The other – the English officer – was in contact with me for several years, and I received kindness often at his hands. When the coast would be clear at work he would sometimes nod for me to come over to him – maybe it would be to tell me some news from the outside world – something about Ireland – sometimes to warn me to beware of this prisoner or that prisoner, and not let them see me doing anything, as they were of the type to “give me away.” One day he gave me a great surprise. I was engaged at my work and he called my name. When I answered he ordered me to bring over my rule. I took over the two-foot rule with me and reached it to him. He took it, and in the course of the talk that, followed he kept shaking the rule at me as if he were taking me to task for something I had done.
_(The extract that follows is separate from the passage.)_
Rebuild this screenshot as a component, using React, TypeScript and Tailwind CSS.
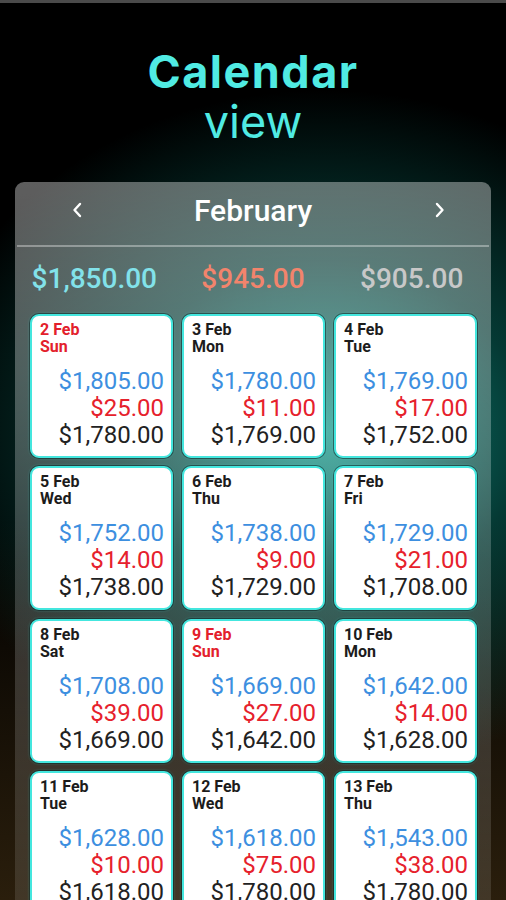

He first asked me if I knew anyone mixed up in public affairs in Ireland named Pigott. I asked was it Richard Pigott. He said yes, and I told him I knew him as editor of a paper in Dublin.
“That’s the fellow,” said he; “he is a scoundrel, and is coming down to see Daly one of these days.”
He reached me back the rule, and in the rough, official tone he roared out, “Go back to your work and don’t let me see you doing it again.” This, of course, was said for the benefit of the other officer, who was stationed at the far end of the shop, as well as for the prisoners, to prevent suspicion.
Next morning I managed to get behind John Daly when we were being turned out for chapel and whispered the warning I had got. Pigott came that same day to the prison and visited Daly. I had a very long note from John on the following Sunday telling me all about his interview with Dick Pigott, but that story, as well as John’s interview with Mr. Soames (representing the London Times) will not be touched upon here, as John will likely deal with them when he comes to writing his “Recollections of Life in Chatham Convict Prison.”
It was not until years after, when we had been drafted from Chatham to Portland Prison, that I discovered, what had always been puzzling me, why the English officer singled me, the only Irish political prisoner in his shop, out from the forty other prisoners he had charge of to show me sympathy and kindness. He was married to an Irish wife.
The visits of Pigott and Soames to Daly were prior to that of Inspector Littlechild to us in Chatham which I dealt with in an earlier article. Judging by Littlechild’s efforts it seemed to be very important for the purposes of the authorities that an informer should be secured in order to go before the Times-Parnell Commission with some story that would be damaging to the Irish side. But from what I know of the circumstances connected with the various English agents who were sent into the prison with the bribes, I feel certain that the authorities would rather have got hold of John Daly for their purpose than the whole lot of the rest of us. He was the important person. He was known far and wide among Irish Nationalists (Imperial Nationalists were unknown in these days) for his sacrifices and work in the National struggle, looked up to with admiration by the younger generation, and respected by all. The others of us of the younger school were mere rank and file workers, unknown, except to a very limited circle. For the purposes of those who were engineering the “trial” before the Commission any of the rest of us would not have amounted to much compared with John Daly appearing. However, I am certain that any one of the lot could have easily made terms for himself and secured release at the price of appearing. But those men – most of them under a life sentence – spurned the offer, and preferred to remain behind the bars for the remainder of their days, for at this time none of us had much hope of ever leaving prison alive.
I know the English sneer – it is often made use of, indeed, by people calling themselves Irish “Put an Irishman on a spit and you’ll find another Irishman to turn it,” implying that the Irishman, on the patriotic side, is more treacherous and with less of a sense of honour than are men of other countries. Besides knowing a fair share of the history of Ireland’s struggle for nationhood, especially in the last two generations, I have had the privilege of an intimate acquaintance with many of the leading spirits of the Fenian movement, such as James Stephens, Chief Organiser; John Devoy, Military Organiser, and the man who planned the Catalpa rescue, and took the military Fenian prisoners away from Australia out of the hand? of the English Government; Col. R. O’S. Burke, who planned and successfully effected the Manchester rescue in 1867. The testimony of every one of them was directly to the contrary. Time after time the English Government offered huge rewards for the capture of well-known Fenians, and though in some cases there were thousands of Irishmen who could have betrayed them there were none who would. The whole thing is an English lie, started and kept up to discourage young Irishmen from organising to win the freedom of their country.